## Exercise objective
Scan the records below. List lines holding "components".

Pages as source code
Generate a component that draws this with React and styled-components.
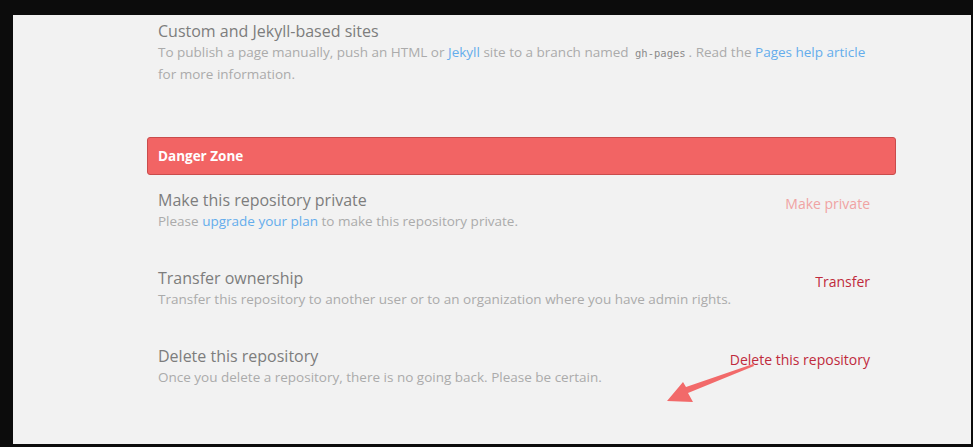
import React from 'react'
import styled, { createGlobalStyle } from 'styled-components'

const GlobalStyle = createGlobalStyle`
  html, body {
    margin: 0;
    padding: 0;
    background: #0c0c0c;
  }
  body {
    font-family: "Open Sans", "Noto Sans", sans-serif;
  }
`

const Frame = styled.div`
  padding: 15px 2px 3px 13px;
  height: 447px;
  box-sizing: border-box;
`

const Panel = styled.div`
  position: relative;
  height: 100%;
  background: #f2f2f2;
  padding-left: 134px;
  padding-top: 5px;
  box-sizing: border-box;
`

const Column = styled.div`
  width: 749px;
`

const Section = styled.div`
  padding: 0 11px;
`

const Title = styled.h3`
  margin: 0;
  font-size: 16px;
  line-height: 22px;
  font-weight: 400;
  color: #7d7d7d;
`

const Desc = styled.p`
  margin: 0;
  font-size: 13.5px;
  line-height: 21px;
  font-weight: 400;
  color: #ababab;
  white-space: nowrap;
`

const Link = styled.a`
  color: #64adec;
  text-decoration: none;
`

const Code = styled.code`
  font-family: "DejaVu Sans Mono", "Liberation Mono", monospace;
  font-size: 10.5px;
  color: #8a8a8a;
  padding: 0 3px;
`

const DangerHeader = styled.div`
  margin-top: 52px;
  height: 38px;
  box-sizing: border-box;
  background: #f26464;
  border: 1px solid #c94c4c;
  border-radius: 3px;
  padding: 0 10px;
  display: flex;
  align-items: center;
  font-size: 13.5px;
  font-weight: 700;
  color: #ffffff;
`

const Rows = styled.div`
  padding-top: 14px;
  display: flex;
  flex-direction: column;
  gap: 35px;
`

const Row = styled.div`
  display: flex;
  justify-content: space-between;
  align-items: flex-start;
  padding: 0 26px 0 11px;
`

const Action = styled.span`
  margin-top: 4px;
  font-size: 14px;
  line-height: 22px;
  color: ${p => (p.disabled ? '#f0a3a3' : '#c02a3c')};
`

const Arrow = styled.svg`
  position: absolute;
  left: 637px;
  top: 335px;
`

const rows = [
  {
    title: 'Make this repository private',
    desc: (
      <>
        Please <Link>upgrade your plan</Link> to make this repository private.
      </>
    ),
    action: 'Make private',
    disabled: true
  },
  {
    title: 'Transfer ownership',
    desc: 'Transfer this repository to another user or to an organization where you have admin rights.',
    action: 'Transfer'
  },
  {
    title: 'Delete this repository',
    desc: 'Once you delete a repository, there is no going back. Please be certain.',
    action: 'Delete this repository'
  }
]

export default function App() {
  return (
    <>
      <GlobalStyle />
      <Frame>
        <Panel>
          <Column>
            <Section>
              <Title>Custom and Jekyll-based sites</Title>
              <Desc>
                To publish a page manually, push an HTML or <Link>Jekyll</Link> site to a branch
                named <Code>gh-pages</Code>. Read the <Link>Pages help article</Link>
                <br />
                for more information.
              </Desc>
            </Section>
            <DangerHeader>Danger Zone</DangerHeader>
            <Rows>
              {rows.map(r => (
                <Row key={r.title}>
                  <div>
                    <Title>{r.title}</Title>
                    <Desc>{r.desc}</Desc>
                  </div>
                  <Action disabled={r.disabled}>{r.action}</Action>
                </Row>
              ))}
            </Rows>
          </Column>
          <Arrow width="110" height="60" viewBox="0 0 110 60">
            <path d="M103 14 L36 37 L33 32 L17 51 L43 52 L38 43 L104 16 Z" fill="#f26a6a" />
          </Arrow>
        </Panel>
      </Frame>
    </>
  )
}
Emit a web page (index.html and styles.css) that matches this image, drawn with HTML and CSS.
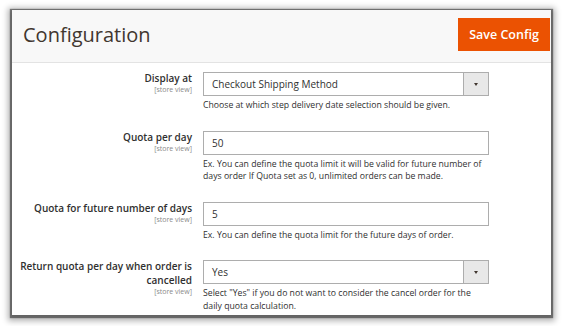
FILE: index.html
```html
<!DOCTYPE html>
<html>
<head>
<meta charset="utf-8">
<link rel="stylesheet" href="styles.css">
</head>
<body>
<div class="panel">
  <div class="header">
    <h1 class="title">Configuration</h1>
    <button class="save">Save Config</button>
  </div>
  <div class="content">
    <div class="row">
      <div class="label"><div class="name">Display at</div><div class="scope">[store view]</div></div>
      <div class="control">
        <div class="select"><span class="value">Checkout Shipping Method</span><span class="arrow"></span></div>
        <div class="note">Choose at which step delivery date selection should be given.</div>
      </div>
    </div>
    <div class="row">
      <div class="label"><div class="name">Quota per day</div><div class="scope">[store view]</div></div>
      <div class="control">
        <div class="input"><span class="value">50</span></div>
        <div class="note">Ex. You can define the quota limit it will be valid for future number of<br>days order If Quota set as 0, unlimited orders can be made.</div>
      </div>
    </div>
    <div class="row">
      <div class="label"><div class="name">Quota for future number of days</div><div class="scope">[store view]</div></div>
      <div class="control">
        <div class="input"><span class="value">5</span></div>
        <div class="note">Ex. You can define the quota limit for the future days of order.</div>
      </div>
    </div>
    <div class="row">
      <div class="label"><div class="name">Return quota per day when order is cancelled</div><div class="scope">[store view]</div></div>
      <div class="control">
        <div class="select"><span class="value">Yes</span><span class="arrow"></span></div>
        <div class="note">Select "Yes" if you do not want to consider the cancel order for the<br>daily quota calculation.</div>
      </div>
    </div>
  </div>
</div>
</body>
</html>
```

FILE: styles.css
```css
html, body {
  margin: 0;
  padding: 0;
  background: #ffffff;
}
body {
  box-sizing: border-box;
  min-height: 326px;
  padding: 10px 14px 11px 12px;
  font-family: "Open Sans", "DejaVu Sans", sans-serif;
  color: #303030;
}
.panel {
  width: 539px;
  height: 305px;
  background: #ffffff;
  box-shadow: 0 1px 1px 2px rgba(0, 0, 0, 0.45), 0 2px 6px 4px rgba(0, 0, 0, 0.3);
  overflow: hidden;
}
.header {
  background: #f8f8f8;
  border-bottom: 1px solid #e3e3e3;
  display: flex;
  justify-content: space-between;
  align-items: flex-start;
  padding: 8px 1px 0 11px;
  height: 44px;
}
.title {
  margin: 4.5px 0 0 0;
  font-size: 20px;
  line-height: 24px;
  font-weight: 400;
  color: #41362f;
}
.save {
  width: 92px;
  height: 33px;
  margin: 0;
  padding: 0;
  border: none;
  background: #eb5202;
  color: #ffffff;
  font-family: "Open Sans", "DejaVu Sans", sans-serif;
  font-size: 12.5px;
  font-weight: 600;
}
.content {
  padding-top: 9px;
}
.row {
  display: grid;
  grid-template-columns: 180px 286px;
  column-gap: 11px;
  margin-bottom: 19px;
}
.label {
  text-align: right;
  margin-top: -0.7px;
}
.name {
  font-size: 10px;
  line-height: 14px;
  font-weight: 600;
  color: #303030;
}
.scope {
  font-size: 7px;
  line-height: 9px;
  color: #8a8a8a;
}
.select, .input {
  height: 24px;
  box-sizing: border-box;
  border: 1px solid #adadad;
  background: #ffffff;
  display: flex;
  align-items: center;
}
.value {
  flex: 1;
  padding-left: 8px;
  font-size: 10px;
  color: #303030;
}
.arrow {
  width: 24px;
  height: 22px;
  border-left: 1px solid #adadad;
  background: #e8e8e8;
  display: flex;
  align-items: center;
  justify-content: center;
}
.arrow::after {
  content: "";
  width: 0;
  height: 0;
  border-left: 2.5px solid transparent;
  border-right: 2.5px solid transparent;
  border-top: 3px solid #41362f;
}
.note {
  margin-top: 3px;
  font-size: 8.7px;
  line-height: 12.5px;
  color: #303030;
  white-space: nowrap;
}
```
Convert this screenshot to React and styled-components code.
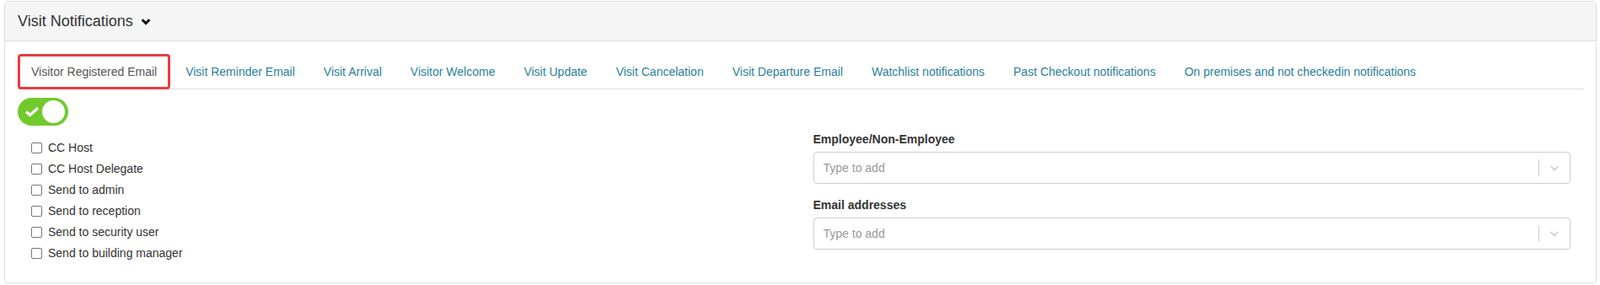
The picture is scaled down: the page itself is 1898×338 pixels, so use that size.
import React, { useState } from "react";
import styled, { createGlobalStyle } from "styled-components";

const GlobalStyle = createGlobalStyle`
  body {
    margin: 0;
    background: #fff;
    font-family: "Liberation Sans", Arial, sans-serif;
    font-size: 14px;
    line-height: 20px;
    color: #333;
  }
  * { box-sizing: border-box; }
`;

const Page = styled.div`
  padding: 1px 4px 0 5px;
`;

const Panel = styled.div`
  border: 1px solid #ddd;
  border-radius: 4px;
  background: #fff;
  overflow: hidden;
`;

const Heading = styled.div`
  height: 47px;
  padding: 0 15px;
  display: flex;
  align-items: center;
  gap: 9px;
  background: #f5f5f5;
  border-bottom: 1px solid #ddd;
  font-size: 18px;
  color: #333;
`;

const Body = styled.div`
  padding: 15px;
`;

const TabList = styled.ul`
  display: flex;
  list-style: none;
  margin: 0;
  padding: 0;
  border-bottom: 1px solid #ddd;
`;

const Tab = styled.li`
  margin: 0 2px -1px 0;
  padding: ${({ $active }) => ($active ? "8px 13px" : "10px 15px")};
  border: ${({ $active }) => ($active ? "3px solid #e83c40" : "1px solid transparent")};
  border-radius: 4px;
  color: ${({ $active }) => ($active ? "#555" : "#2a7f9f")};
  white-space: nowrap;
  cursor: pointer;
`;

const Toggle = styled.div`
  margin-top: 10px;
  width: 60px;
  height: 33px;
  border-radius: 17px;
  background: #72c92c;
  display: flex;
  align-items: center;
  justify-content: space-between;
  padding: 0 4px 0 8px;
`;

const Knob = styled.div`
  width: 27px;
  height: 27px;
  border-radius: 50%;
  background: #fff;
`;

const Row = styled.div`
  display: grid;
  grid-template-columns: 1fr 1fr;
  margin: 6px -15px 0;
`;

const Col = styled.div`
  padding: 0 ${({ $wide }) => ($wide ? "30px" : "15px")} 0 15px;
`;

const CheckList = styled.div`
  margin: 10px 0;
  padding-left: 15px;
  display: flex;
  flex-direction: column;
  gap: 5px;
`;

const CheckRow = styled.label`
  display: flex;
  align-items: center;
  height: 20px;
  color: #333;
`;

const Box = styled.input`
  appearance: none;
  width: 13px;
  height: 13px;
  margin: 0 7px 0 1px;
  border: 1px solid #767676;
  border-radius: 2px;
  background: #fff;
`;

const FormGroup = styled.div`
  margin-bottom: 15px;
`;

const Label = styled.div`
  font-weight: bold;
  margin-bottom: 5px;
`;

const Select = styled.div`
  height: 38px;
  border: 1px solid #ccc;
  border-radius: 4px;
  display: flex;
  align-items: center;
`;

const Placeholder = styled.div`
  flex: 1;
  padding-left: 11px;
  color: #999;
`;

const Separator = styled.span`
  width: 1px;
  height: 20px;
  background: #ccc;
`;

const Indicator = styled.div`
  padding: 8px;
  display: flex;
  color: #ccc;
`;

const tabs = [
  "Visitor Registered Email",
  "Visit Reminder Email",
  "Visit Arrival",
  "Visitor Welcome",
  "Visit Update",
  "Visit Cancelation",
  "Visit Departure Email",
  "Watchlist notifications",
  "Past Checkout notifications",
  "On premises and not checkedin notifications",
];

const options = [
  "CC Host",
  "CC Host Delegate",
  "Send to admin",
  "Send to reception",
  "Send to security user",
  "Send to building manager",
];

function ChevronDown() {
  return (
    <svg width="12" height="9" viewBox="0 0 12 9">
      <path d="M1.6 2.2 L6 6.6 L10.4 2.2" fill="none" stroke="#111" strokeWidth="3" />
    </svg>
  );
}

function SelectBox() {
  return (
    <Select>
      <Placeholder>Type to add</Placeholder>
      <Separator />
      <Indicator>
        <svg width="20" height="20" viewBox="0 0 20 20">
          <path d="M5.5 8 L10 12.5 L14.5 8" fill="none" stroke="currentColor" strokeWidth="1.6" />
        </svg>
      </Indicator>
    </Select>
  );
}

export default function App() {
  const [active, setActive] = useState(0);

  return (
    <Page>
      <GlobalStyle />
      <Panel>
        <Heading>
          Visit Notifications <ChevronDown />
        </Heading>
        <Body>
          <TabList>
            {tabs.map((t, i) => (
              <Tab key={t} $active={i === active} onClick={() => setActive(i)}>
                {t}
              </Tab>
            ))}
          </TabList>
          <Toggle>
            <svg width="18" height="13" viewBox="0 0 18 13">
              <path d="M2 6.5 L6.5 10.5 L16 2" fill="none" stroke="#fff" strokeWidth="3.2" />
            </svg>
            <Knob />
          </Toggle>
          <Row>
            <Col>
              <CheckList>
                {options.map((o) => (
                  <CheckRow key={o}>
                    <Box type="checkbox" />
                    {o}
                  </CheckRow>
                ))}
              </CheckList>
            </Col>
            <Col $wide>
              <FormGroup>
                <Label>Employee/Non-Employee</Label>
                <SelectBox />
              </FormGroup>
              <FormGroup>
                <Label>Email addresses</Label>
                <SelectBox />
              </FormGroup>
            </Col>
          </Row>
        </Body>
      </Panel>
    </Page>
  );
}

## Task response
Generate a component that draws this with React and styled-components.
import styled, { createGlobalStyle } from 'styled-components'
Convert this screenshot to React and styled-components code.
import styled, { createGlobalStyle } from "styled-components";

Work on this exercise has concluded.